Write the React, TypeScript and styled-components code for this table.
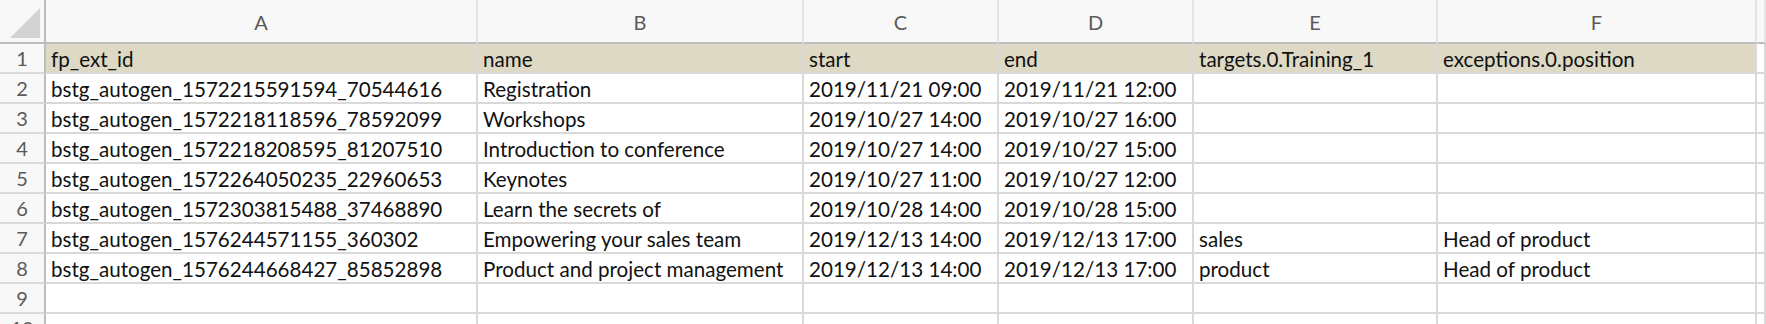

...

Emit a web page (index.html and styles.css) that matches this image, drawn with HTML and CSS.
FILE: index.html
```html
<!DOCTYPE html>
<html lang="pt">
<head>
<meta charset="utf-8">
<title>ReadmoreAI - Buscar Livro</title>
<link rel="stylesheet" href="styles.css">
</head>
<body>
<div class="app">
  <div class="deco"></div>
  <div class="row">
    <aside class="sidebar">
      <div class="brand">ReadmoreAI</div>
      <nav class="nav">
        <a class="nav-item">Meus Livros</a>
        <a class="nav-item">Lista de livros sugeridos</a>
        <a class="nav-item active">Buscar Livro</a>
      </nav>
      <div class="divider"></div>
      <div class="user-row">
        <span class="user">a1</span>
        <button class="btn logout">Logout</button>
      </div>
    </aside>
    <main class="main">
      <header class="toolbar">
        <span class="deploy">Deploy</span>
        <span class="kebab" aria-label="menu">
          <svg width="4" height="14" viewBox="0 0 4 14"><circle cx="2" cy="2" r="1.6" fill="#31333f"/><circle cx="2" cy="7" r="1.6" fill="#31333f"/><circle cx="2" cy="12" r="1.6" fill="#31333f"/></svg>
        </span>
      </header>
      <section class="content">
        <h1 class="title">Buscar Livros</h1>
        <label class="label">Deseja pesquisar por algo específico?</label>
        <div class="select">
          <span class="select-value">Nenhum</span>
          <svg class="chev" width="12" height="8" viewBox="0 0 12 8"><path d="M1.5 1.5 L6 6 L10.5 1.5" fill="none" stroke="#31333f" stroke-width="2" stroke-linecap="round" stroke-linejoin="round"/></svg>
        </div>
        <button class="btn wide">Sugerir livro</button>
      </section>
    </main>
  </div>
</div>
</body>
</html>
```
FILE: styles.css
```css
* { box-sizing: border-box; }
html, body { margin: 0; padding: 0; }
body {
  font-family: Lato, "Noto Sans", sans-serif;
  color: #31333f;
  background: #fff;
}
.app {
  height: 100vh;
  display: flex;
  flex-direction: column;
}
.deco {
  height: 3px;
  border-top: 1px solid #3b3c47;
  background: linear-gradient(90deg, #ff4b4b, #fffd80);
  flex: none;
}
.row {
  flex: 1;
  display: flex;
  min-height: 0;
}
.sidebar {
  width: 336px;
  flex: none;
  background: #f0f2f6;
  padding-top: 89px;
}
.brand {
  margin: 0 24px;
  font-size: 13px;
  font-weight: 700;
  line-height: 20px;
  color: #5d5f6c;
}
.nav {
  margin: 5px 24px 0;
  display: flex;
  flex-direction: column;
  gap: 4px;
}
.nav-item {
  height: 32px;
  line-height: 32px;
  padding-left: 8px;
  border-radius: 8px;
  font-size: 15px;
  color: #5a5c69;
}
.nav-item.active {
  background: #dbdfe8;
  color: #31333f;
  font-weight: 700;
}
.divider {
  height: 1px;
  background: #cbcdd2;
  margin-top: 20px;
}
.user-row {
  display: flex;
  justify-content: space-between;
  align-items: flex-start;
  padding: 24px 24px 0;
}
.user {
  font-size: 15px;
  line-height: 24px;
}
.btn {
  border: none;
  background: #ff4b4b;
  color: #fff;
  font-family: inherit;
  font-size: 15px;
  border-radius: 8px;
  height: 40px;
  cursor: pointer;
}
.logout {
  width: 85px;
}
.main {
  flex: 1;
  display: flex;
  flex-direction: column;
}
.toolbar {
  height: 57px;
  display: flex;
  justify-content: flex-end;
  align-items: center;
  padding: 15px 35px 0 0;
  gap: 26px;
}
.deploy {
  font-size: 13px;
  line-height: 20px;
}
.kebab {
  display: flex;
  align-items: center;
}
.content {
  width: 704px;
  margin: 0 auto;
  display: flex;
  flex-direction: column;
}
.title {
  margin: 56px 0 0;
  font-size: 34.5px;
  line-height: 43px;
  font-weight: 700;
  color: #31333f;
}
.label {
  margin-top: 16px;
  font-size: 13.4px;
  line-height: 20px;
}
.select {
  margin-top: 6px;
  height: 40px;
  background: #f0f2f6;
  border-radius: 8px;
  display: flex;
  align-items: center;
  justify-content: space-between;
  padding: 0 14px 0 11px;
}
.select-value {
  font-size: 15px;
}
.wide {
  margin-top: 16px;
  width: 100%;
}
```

--

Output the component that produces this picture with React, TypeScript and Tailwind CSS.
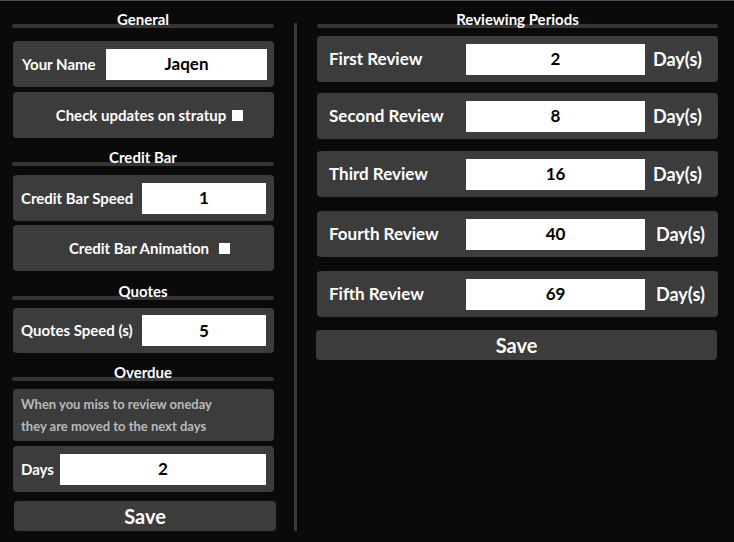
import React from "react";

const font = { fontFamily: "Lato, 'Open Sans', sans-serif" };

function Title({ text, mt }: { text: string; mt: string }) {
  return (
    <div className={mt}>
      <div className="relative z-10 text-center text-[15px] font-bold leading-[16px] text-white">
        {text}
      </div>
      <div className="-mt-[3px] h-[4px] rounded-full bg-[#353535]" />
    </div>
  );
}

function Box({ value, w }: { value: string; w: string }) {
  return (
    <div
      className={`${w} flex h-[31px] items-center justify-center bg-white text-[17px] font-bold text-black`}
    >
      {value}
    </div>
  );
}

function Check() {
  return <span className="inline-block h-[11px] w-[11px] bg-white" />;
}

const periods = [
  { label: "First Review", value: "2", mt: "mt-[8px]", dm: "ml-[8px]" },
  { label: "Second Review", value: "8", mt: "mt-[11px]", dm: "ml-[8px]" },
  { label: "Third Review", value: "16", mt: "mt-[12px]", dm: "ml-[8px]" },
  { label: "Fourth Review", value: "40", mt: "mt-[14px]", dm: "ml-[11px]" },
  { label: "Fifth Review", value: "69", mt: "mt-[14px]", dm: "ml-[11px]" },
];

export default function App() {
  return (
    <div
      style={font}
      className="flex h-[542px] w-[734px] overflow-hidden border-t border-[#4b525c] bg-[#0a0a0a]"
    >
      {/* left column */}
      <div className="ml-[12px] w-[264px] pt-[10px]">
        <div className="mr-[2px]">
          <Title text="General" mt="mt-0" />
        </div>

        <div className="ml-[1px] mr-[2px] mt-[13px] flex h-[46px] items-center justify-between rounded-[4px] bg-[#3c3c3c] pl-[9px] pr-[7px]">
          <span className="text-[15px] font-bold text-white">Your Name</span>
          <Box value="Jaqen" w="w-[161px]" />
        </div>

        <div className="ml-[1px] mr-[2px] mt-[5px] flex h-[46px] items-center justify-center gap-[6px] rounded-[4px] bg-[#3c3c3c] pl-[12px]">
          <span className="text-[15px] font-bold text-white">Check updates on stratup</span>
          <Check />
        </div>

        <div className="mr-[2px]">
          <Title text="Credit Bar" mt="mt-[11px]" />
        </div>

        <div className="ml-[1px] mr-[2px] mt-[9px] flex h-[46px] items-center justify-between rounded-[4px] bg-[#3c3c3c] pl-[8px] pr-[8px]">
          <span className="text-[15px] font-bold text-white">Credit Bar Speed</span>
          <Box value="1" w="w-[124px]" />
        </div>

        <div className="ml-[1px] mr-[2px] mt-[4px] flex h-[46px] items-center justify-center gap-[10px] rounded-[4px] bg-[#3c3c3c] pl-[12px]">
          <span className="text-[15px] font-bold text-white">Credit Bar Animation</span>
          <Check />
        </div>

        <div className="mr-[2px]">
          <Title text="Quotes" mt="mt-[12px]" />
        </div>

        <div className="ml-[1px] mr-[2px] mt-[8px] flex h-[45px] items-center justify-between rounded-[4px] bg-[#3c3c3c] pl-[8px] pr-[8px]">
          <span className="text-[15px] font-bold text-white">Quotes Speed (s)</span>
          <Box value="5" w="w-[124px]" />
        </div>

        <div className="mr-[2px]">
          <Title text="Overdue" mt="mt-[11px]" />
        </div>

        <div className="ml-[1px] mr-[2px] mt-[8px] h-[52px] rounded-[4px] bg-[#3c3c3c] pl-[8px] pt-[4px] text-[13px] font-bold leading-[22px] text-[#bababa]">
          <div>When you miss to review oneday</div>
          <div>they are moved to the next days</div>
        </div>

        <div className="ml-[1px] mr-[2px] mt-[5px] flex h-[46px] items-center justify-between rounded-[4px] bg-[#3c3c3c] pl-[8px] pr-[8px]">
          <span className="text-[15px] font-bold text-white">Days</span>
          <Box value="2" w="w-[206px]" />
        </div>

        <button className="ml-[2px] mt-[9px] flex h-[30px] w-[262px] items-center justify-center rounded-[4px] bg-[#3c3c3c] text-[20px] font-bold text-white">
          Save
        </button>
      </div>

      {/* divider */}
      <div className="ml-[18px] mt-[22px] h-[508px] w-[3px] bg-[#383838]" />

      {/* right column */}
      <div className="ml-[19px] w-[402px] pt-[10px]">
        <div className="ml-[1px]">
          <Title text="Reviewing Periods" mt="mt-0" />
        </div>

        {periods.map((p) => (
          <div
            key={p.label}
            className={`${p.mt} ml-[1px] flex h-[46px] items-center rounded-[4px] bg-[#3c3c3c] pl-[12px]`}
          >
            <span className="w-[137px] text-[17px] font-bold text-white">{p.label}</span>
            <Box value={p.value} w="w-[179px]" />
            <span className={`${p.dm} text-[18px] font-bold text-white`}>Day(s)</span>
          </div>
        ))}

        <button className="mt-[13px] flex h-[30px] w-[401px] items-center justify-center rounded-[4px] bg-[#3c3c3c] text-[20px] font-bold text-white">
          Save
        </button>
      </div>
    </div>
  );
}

▸ **THE REQUEST**
Show every line from the listing above in which the string "React" appears.

▸ **ANSWER IN FULL**
Write the React, TypeScript and styled-components code for this table.
Output the component that produces this picture with React, TypeScript and Tailwind CSS.
import React from "react";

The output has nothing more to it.